Why use an ANOVA/LRT to test for significance of a factor? I've been asked to use a likelihood ratio test to test for the significance of a main effect in a linear model. I have done so as follows:
anova(model1, model2)

Model 2 contains one fewer independent variable than Model 1.
The P-value obtained from the ANOVA is exactly the same as the P-value for the dropped term in the summary for the full model (Model 1). Why then is it useful or important to use an ANOVA to determine the significance of an effect? The only reason I can think of is when the effect is a categorical variable of more than two levels.
 A: ANOVA, strictly speaking, does not assess the significance of a single effect, or a single predictor. Rather, it compares nested models, as you see in your call to it. Specifically, the larger model will of course always explain more variability in the data than the smaller one, and ANOVA tests the null hypothesis that this additional variance explained is consistent with no additional explanatory power of the larger model over the smaller one.
In the special case where the larger model has exactly one more degree of freedom than the smaller model (e.g., if the two models differ by exactly one numerical predictor, or by a binary categorical one), you are right that we could have gotten the exact same information from the t statistic of the estimated parameter and its associated p-value. (If you look at summary(model1), you will notice that the square of the t statistic is equal to the F statistic in the ANOVA table.)
However, the two models might differ by more than one degree of freedom, e.g.:

*

*If they differ by a categorical predictor with more than two levels, as you note.

*If they differ by a numerical predictor that is modeled with more than one degree of freedom, e.g. because it is spline- or polynomially transformed.

*If they differ by an interaction of predictors, some of which fulfill one of the two bullet points above.
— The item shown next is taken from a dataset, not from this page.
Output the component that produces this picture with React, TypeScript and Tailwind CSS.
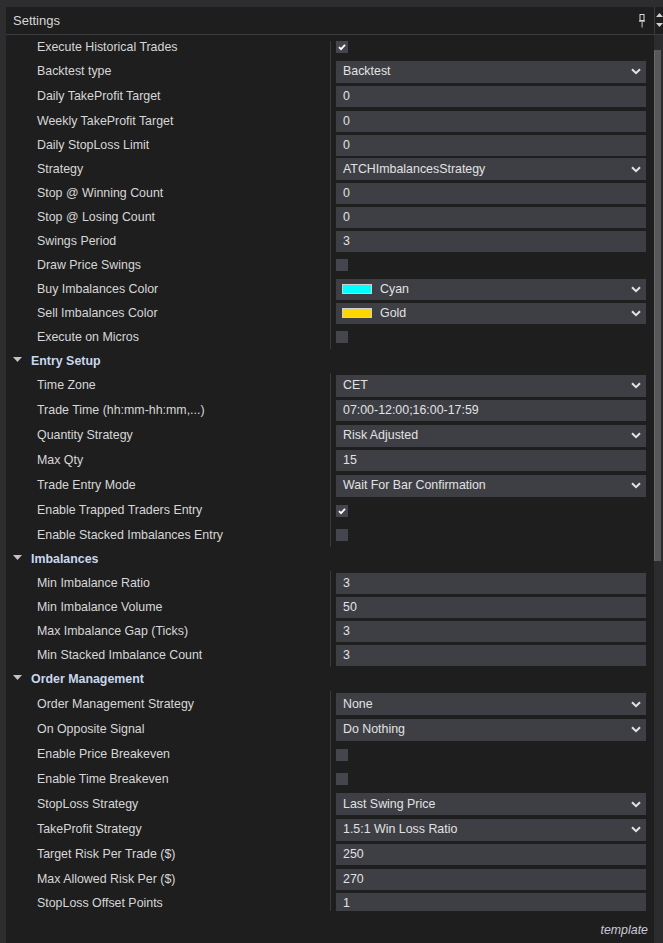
import type { ReactNode } from 'react';

type Row =
  | { kind: 'check'; label: string; checked: boolean; h: string }
  | { kind: 'input'; label: string; value: string; h: string }
  | { kind: 'select'; label: string; value: string; h: string }
  | { kind: 'color'; label: string; value: string; swatch: string; h: string };

type Section = { title?: string; lineTop: string; rows: Row[] };

const SECTIONS: Section[] = [
  {
    lineTop: 'top-[6px]',
    rows: [
      { kind: 'check', label: 'Execute Historical Trades', checked: true, h: 'h-[24px]' },
      { kind: 'select', label: 'Backtest type', value: 'Backtest', h: 'h-[25px]' },
      { kind: 'input', label: 'Daily TakeProfit Target', value: '0', h: 'h-[25px]' },
      { kind: 'input', label: 'Weekly TakeProfit Target', value: '0', h: 'h-[24px]' },
      { kind: 'input', label: 'Daily StopLoss Limit', value: '0', h: 'h-[24px]' },
      { kind: 'select', label: 'Strategy', value: 'ATCHImbalancesStrategy', h: 'h-[24px]' },
      { kind: 'input', label: 'Stop @ Winning Count', value: '0', h: 'h-[24px]' },
      { kind: 'input', label: 'Stop @ Losing Count', value: '0', h: 'h-[24px]' },
      { kind: 'input', label: 'Swings Period', value: '3', h: 'h-[24px]' },
      { kind: 'check', label: 'Draw Price Swings', checked: false, h: 'h-[24px]' },
      { kind: 'color', label: 'Buy Imbalances Color', value: 'Cyan', swatch: 'bg-[#00ffff]', h: 'h-[24px]' },
      { kind: 'color', label: 'Sell Imbalances Color', value: 'Gold', swatch: 'bg-[#ffd700]', h: 'h-[24px]' },
      { kind: 'check', label: 'Execute on Micros', checked: false, h: 'h-[24px]' },
    ],
  },
  {
    title: 'Entry Setup',
    lineTop: 'top-0',
    rows: [
      { kind: 'select', label: 'Time Zone', value: 'CET', h: 'h-[25px]' },
      { kind: 'input', label: 'Trade Time (hh:mm-hh:mm,...)', value: '07:00-12:00;16:00-17:59', h: 'h-[25px]' },
      { kind: 'select', label: 'Quantity Strategy', value: 'Risk Adjusted', h: 'h-[25px]' },
      { kind: 'input', label: 'Max Qty', value: '15', h: 'h-[25px]' },
      { kind: 'select', label: 'Trade Entry Mode', value: 'Wait For Bar Confirmation', h: 'h-[25px]' },
      { kind: 'check', label: 'Enable Trapped Traders Entry', checked: true, h: 'h-[25px]' },
      { kind: 'check', label: 'Enable Stacked Imbalances Entry', checked: false, h: 'h-[24px]' },
    ],
  },
  {
    title: 'Imbalances',
    lineTop: 'top-0',
    rows: [
      { kind: 'input', label: 'Min Imbalance Ratio', value: '3', h: 'h-[24px]' },
      { kind: 'input', label: 'Min Imbalance Volume', value: '50', h: 'h-[24px]' },
      { kind: 'input', label: 'Max Imbalance Gap (Ticks)', value: '3', h: 'h-[24px]' },
      { kind: 'input', label: 'Min Stacked Imbalance Count', value: '3', h: 'h-[24px]' },
    ],
  },
  {
    title: 'Order Management',
    lineTop: 'top-0',
    rows: [
      { kind: 'select', label: 'Order Management Strategy', value: 'None', h: 'h-[26px]' },
      { kind: 'select', label: 'On Opposite Signal', value: 'Do Nothing', h: 'h-[25px]' },
      { kind: 'check', label: 'Enable Price Breakeven', checked: false, h: 'h-[25px]' },
      { kind: 'check', label: 'Enable Time Breakeven', checked: false, h: 'h-[24px]' },
      { kind: 'select', label: 'StopLoss Strategy', value: 'Last Swing Price', h: 'h-[26px]' },
      { kind: 'select', label: 'TakeProfit Strategy', value: '1.5:1 Win Loss Ratio', h: 'h-[25px]' },
      { kind: 'input', label: 'Target Risk Per Trade ($)', value: '250', h: 'h-[25px]' },
      { kind: 'input', label: 'Max Allowed Risk Per ($)', value: '270', h: 'h-[24px]' },
      { kind: 'input', label: 'StopLoss Offset Points', value: '1', h: 'h-[24px]' },
    ],
  },
];

function Chevron() {
  return (
    <svg width="10" height="7" viewBox="0 0 10 7" className="shrink-0">
      <polyline points="1,1.2 5,5.2 9,1.2" fill="none" stroke="#e2e2e2" strokeWidth="2" />
    </svg>
  );
}

function Checkbox({ checked }: { checked: boolean }) {
  return (
    <div className="w-[12px] h-[12px] bg-[#45454d] grid place-items-center">
      {checked && (
        <svg width="10" height="10" viewBox="0 0 10 10">
          <polyline points="2,5.2 4,7.2 8,2.8" fill="none" stroke="#ffffff" strokeWidth="1.8" />
        </svg>
      )}
    </div>
  );
}

function Value({ row }: { row: Row }): ReactNode {
  if (row.kind === 'check') return <Checkbox checked={row.checked} />;
  if (row.kind === 'input')
    return (
      <div className="h-[21px] bg-[#3e3e45] flex items-center pl-[7px] text-[#e2e2e2]">{row.value}</div>
    );
  if (row.kind === 'select')
    return (
      <div className="h-[22px] bg-[#3e3e45] flex items-center justify-between pl-[7px] pr-[5px] text-[#e2e2e2]">
        <span>{row.value}</span>
        <Chevron />
      </div>
    );
  return (
    <div className="h-[21px] bg-[#3e3e45] flex items-center pl-[6px] pr-[5px] text-[#e2e2e2]">
      <span className={`w-[30px] h-[10px] border border-[#d0d0d0] ${row.swatch}`} />
      <span className="ml-[8px] flex-1">{row.value}</span>
      <Chevron />
    </div>
  );
}

function SectionBlock({ section }: { section: Section }) {
  return (
    <div>
      {section.title && (
        <div className="h-[24px] flex items-center pl-[7px]">
          <svg width="9" height="6" viewBox="0 0 9 6" className="mb-[2px]">
            <polygon points="0,0 9,0 4.5,5" fill="#c4c4c4" />
          </svg>
          <span className="ml-[9px] font-bold text-[#c9d7ee]">{section.title}</span>
        </div>
      )}
      <div className="relative">
        {/* column divider between labels and editors */}
        <div className={`absolute left-[324px] ${section.lineTop} bottom-0 w-px bg-[#3a3a3e]`} />
        {section.rows.map((r) => (
          <div key={r.label} className={`flex items-center ${r.h}`}>
            <div className="w-[324px] shrink-0 pl-[31px] text-[#d7d7d7] whitespace-nowrap">{r.label}</div>
            <div className="flex-1 pl-[6px] pr-[8px]">
              <Value row={r} />
            </div>
          </div>
        ))}
      </div>
    </div>
  );
}

export default function App() {
  return (
    <div className="w-[663px] h-[943px] bg-[#2d2d2f] pl-[6px] pt-[7px] flex text-[12.4px] font-['Liberation_Sans',Arial,sans-serif] overflow-hidden">
      <div className="flex-1 flex flex-col bg-[#1e1e1f]">
        {/* title bar */}
        <div className="h-[28px] shrink-0 flex border-b border-[#3b3b3d]">
          <div className="w-[648px] flex items-center justify-between pl-[7px] pr-[9px]">
            <span className="text-[13px] text-[#d6d6d6]">Settings</span>
            <svg width="6" height="14" viewBox="0 0 6 14">
              <rect x="1" y="0.5" width="4" height="6" fill="none" stroke="#d8d8d8" strokeWidth="1" />
              <rect x="0" y="6.5" width="6" height="1.2" fill="#d8d8d8" />
              <rect x="2.5" y="7.5" width="1.2" height="6" fill="#a8a8a8" />
            </svg>
          </div>
          <div className="flex-1 border-l border-[#3b3b3d] flex flex-col items-end justify-center gap-[5px]">
            <svg width="7" height="5" viewBox="0 0 7 5">
              <polygon points="3.5,0 7,4 0,4" fill="#d0d0d0" />
            </svg>
            <svg width="7" height="5" viewBox="0 0 7 5">
              <polygon points="0,0 7,0 3.5,4" fill="#d0d0d0" />
            </svg>
          </div>
        </div>

        <div className="flex-1 flex min-h-0">
          <div className="w-[648px] flex flex-col">
            <div className="h-[876px] overflow-hidden">
              {SECTIONS.map((s, i) => (
                <SectionBlock key={i} section={s} />
              ))}
            </div>
            <div className="flex-1 flex justify-end pr-[6px] pt-[10px]">
              <span className="italic text-[#c9cbd8]">template</span>
            </div>
          </div>
          {/* scrollbar */}
          <div className="flex-1 bg-[#2c2c2e] pt-[15px]">
            <div className="h-[511px] w-[7px] bg-[#58585b] border-l border-[#6a6a6d]" />
          </div>
        </div>
      </div>
    </div>
  );
}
*Finally, we may "intrinsically" want to compare models that differ by multiple predictors. For instance, we might be interested in the impact of weather on our DV, so the smaller model might contain many predictors, but not the weather, while the larger model contains multiple weather-related predictors, like the daily maximum and minimum temperature, hours of sunshine, rainfall quantity etc. If we are interested in "weather in general", it makes little sense to look at the t statistics of all these separate variables in isolation.